Overall, Netflix’s tests clearly show that x265 is 20% more efficient than libvpx when encoding premium content using the most stringent settings, and measuring quality with VMAF. Whether you can apply those conclusions to production encodes of other forms of content remains to be seen, as does how the codecs, or even the benchmark, will stack up in twelve to eighteen months. But even if you take Netflix’s results at face value, does it matter?
OK, x265 is Better by 20%. Does it Matter?
Let’s start by agreeing that better is undeniably better. No question. But other factors, including cost and usability/accessibility are often equally or even more important.
Let’s look at the browser market for computers and notebooks. Here, VP9 is available in Chrome, Firefox, and Edge, which by some measures, includes up to 89% of all browsers, while HEVC is only available in Microsoft Edge, and then only where hardware decode is also present. For producers who have migrated to HTML5, converting from H.264 to VP9 is simple, and can deliver substantial benefits.

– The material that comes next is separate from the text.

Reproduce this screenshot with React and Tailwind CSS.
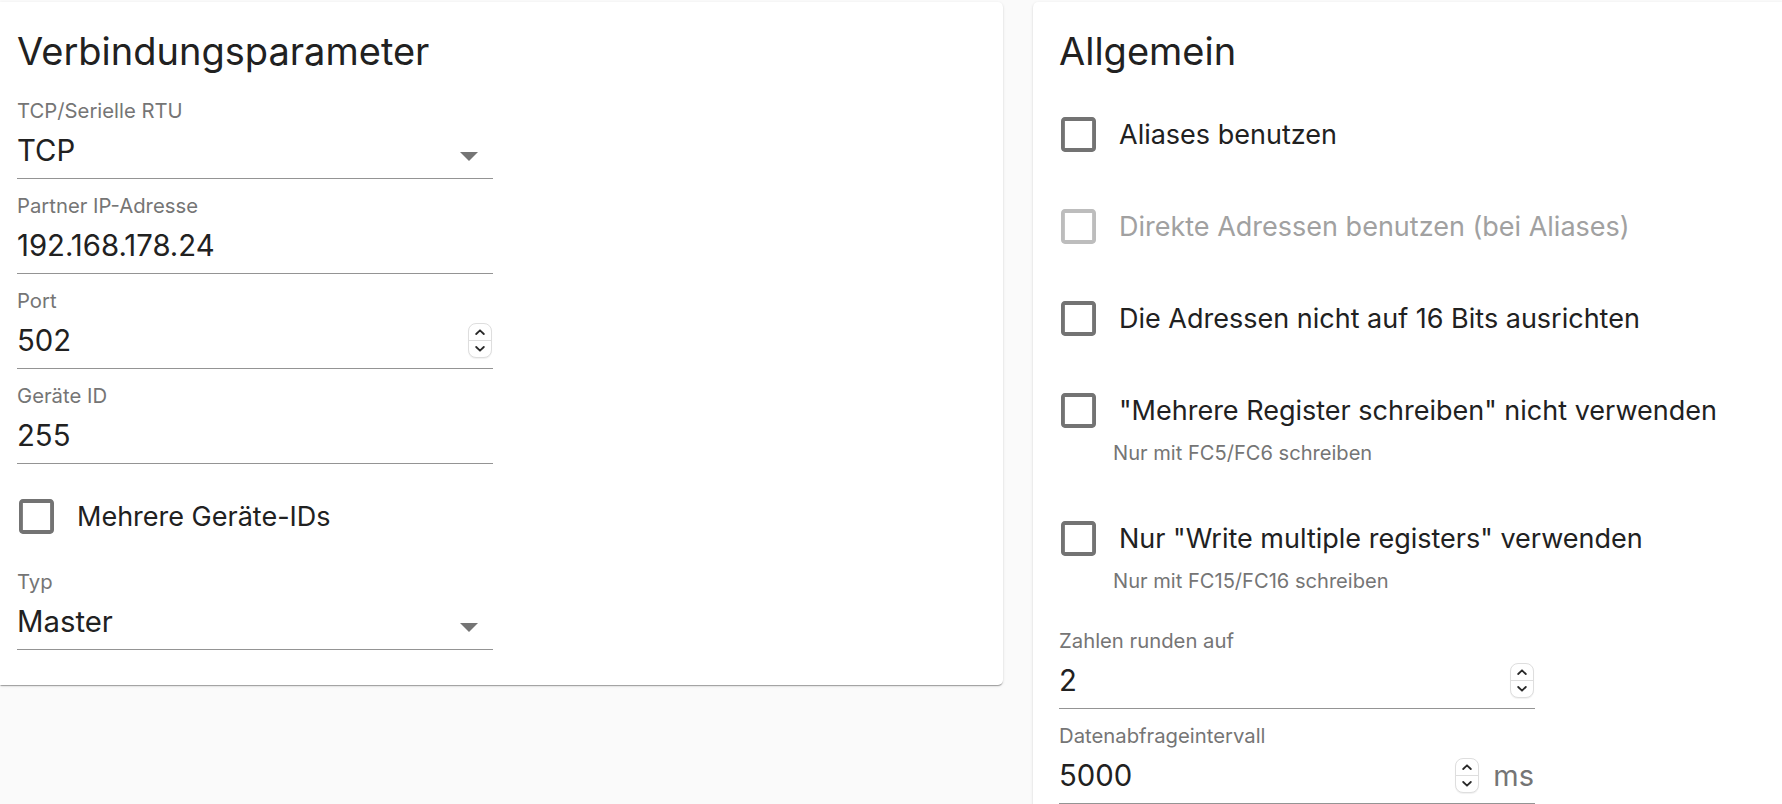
import React from 'react';

// MUI-like outline checkbox box
const BoxIcon = ({ disabled }) => (
  <svg className="ml-[2px] shrink-0" width="35" height="35" viewBox="3 3 18 18">
    <path
      d="M19 5v14H5V5h14m0-2H5c-1.1 0-2 .9-2 2v14c0 1.1.9 2 2 2h14c1.1 0 2-.9 2-2V5c0-1.1-.9-2-2-2z"
      fill={disabled ? '#bdbdbd' : '#737373'}
    />
  </svg>
);

const Spinner = () => (
  <div className="flex h-[35px] w-[24px] shrink-0 flex-col overflow-hidden rounded-[8px] border border-[#dedede] bg-white shadow-[0_1px_1px_rgba(0,0,0,0.06)]">
    <div className="flex flex-1 items-center justify-center border-b border-[#dedede]">
      <svg width="10" height="6" viewBox="0 0 10 6">
        <path d="M1.2 5 L5 1.3 L8.8 5" stroke="#2a2a2a" strokeWidth="1.8" fill="none" strokeLinecap="round" strokeLinejoin="round" />
      </svg>
    </div>
    <div className="flex flex-1 items-center justify-center">
      <svg width="10" height="6" viewBox="0 0 10 6">
        <path d="M1.2 1 L5 4.7 L8.8 1" stroke="#2a2a2a" strokeWidth="1.8" fill="none" strokeLinecap="round" strokeLinejoin="round" />
      </svg>
    </div>
  </div>
);

const Field = ({ label, value, select, spinner, unit }) => (
  <div className="w-[476px]">
    <div className="h-[24px] text-[20.3px] leading-[24px] text-[#757575]">{label}</div>
    <div className="flex h-[56px] items-center border-b border-[#949494]">
      <span className="flex-1 text-[29.3px] leading-[55px] text-[#212121]">{value}</span>
      {select && (
        <svg className="mr-[15px] mt-[11px]" width="18" height="9" viewBox="7 10 10 5">
          <path d="M7 10l5 5 5-5z" fill="#757575" />
        </svg>
      )}
      {spinner && !unit && (
        <div className="mr-[1px]">
          <Spinner />
        </div>
      )}
      {unit && (
        <>
          <Spinner />
          <span className="ml-[14px] mr-[1px] text-[29px] leading-[55px] text-[#757575]">{unit}</span>
        </>
      )}
    </div>
  </div>
);

const Check = ({ label, disabled, helper }) => (
  <div>
    <div className="flex h-[35px] items-center">
      <BoxIcon disabled={disabled} />
      <span className={`ml-[23px] whitespace-nowrap text-[27px] leading-none ${disabled ? 'text-[#a1a1a1]' : 'text-[#212121]'}`}>
        {label}
      </span>
    </div>
    {helper && (
      <div className="mt-[13px] h-[24px] pl-[54px] text-[20.1px] leading-[24px] text-[#757575]">{helper}</div>
    )}
  </div>
);

export default function App() {
  return (
    <div className="h-[804px] w-full overflow-hidden bg-[#fafafa] pt-[2px] font-[Inter,sans-serif]">
      <div className="flex items-start gap-[30px]">
        {/* Verbindungsparameter */}
        <div className="w-[1003px] shrink-0 rounded-r-[5px] bg-white px-[17px] pb-[35px] pt-[26px] shadow-[0_2px_1px_-1px_rgba(0,0,0,0.2),0_1px_1px_0_rgba(0,0,0,0.14),0_1px_3px_0_rgba(0,0,0,0.12)]">
          <h2 className="mb-[25px] h-[46px] text-[38px] leading-[46px] text-[#212121]">Verbindungsparameter</h2>
          <div className="flex flex-col gap-[15px]">
            <Field label="TCP/Serielle RTU" value="TCP" select />
            <Field label="Partner IP-Adresse" value="192.168.178.24" />
            <Field label="Port" value="502" spinner />
            <Field label="Geräte ID" value="255" />
          </div>
          <div className="mt-[35px]">
            <Check label="Mehrere Geräte-IDs" />
          </div>
          <div className="mt-[36px]">
            <Field label="Typ" value="Master" select />
          </div>
        </div>

        {/* Allgemein */}
        <div className="min-h-[820px] flex-1 rounded-l-[5px] bg-white pl-[26px] pt-[26px] shadow-[0_2px_1px_-1px_rgba(0,0,0,0.2),0_1px_1px_0_rgba(0,0,0,0.14),0_1px_3px_0_rgba(0,0,0,0.12)]">
          <h2 className="h-[46px] text-[38px] leading-[46px] text-[#212121]">Allgemein</h2>
          <div className="mt-[43px] flex flex-col gap-[57px]">
            <Check label="Aliases benutzen" />
            <Check label="Direkte Adressen benutzen (bei Aliases)" disabled />
            <Check label="Die Adressen nicht auf 16 Bits ausrichten" />
            <Check label={'"Mehrere Register schreiben" nicht verwenden'} helper="Nur mit FC5/FC6 schreiben" />
          </div>
          <div className="mt-[56px]">
            <Check label={'Nur "Write multiple registers" verwenden'} helper="Nur mit FC15/FC16 schreiben" />
          </div>
          <div className="mt-[36px] flex flex-col gap-[15px]">
            <Field label="Zahlen runden auf" value="2" spinner />
            <Field label="Datenabfrageintervall" value="5000" unit="ms" />
          </div>
        </div>
      </div>
    </div>
  );
}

For example, JWPlayer recently deployed VP9 streams packaged with DASH for four publishers with large video catalogues. After 6,000 hours of video playback, JWPlayer sent DASH/VP9 streams to desktop and mobile users with compatible browsers, and served HLS/H.264 to the rest. As shown in Figure 2, the average HLS user consumed 40% more bandwidth than those playing VP9. Despite the extra bandwidth, 65% of VP9/DASH streams were viewed at 1080p, compared to 28% for H.264/HLS (Figure 2). In these real-world trials, VP9 delivered an overall improved quality of experience at substantially lower cost the publisher.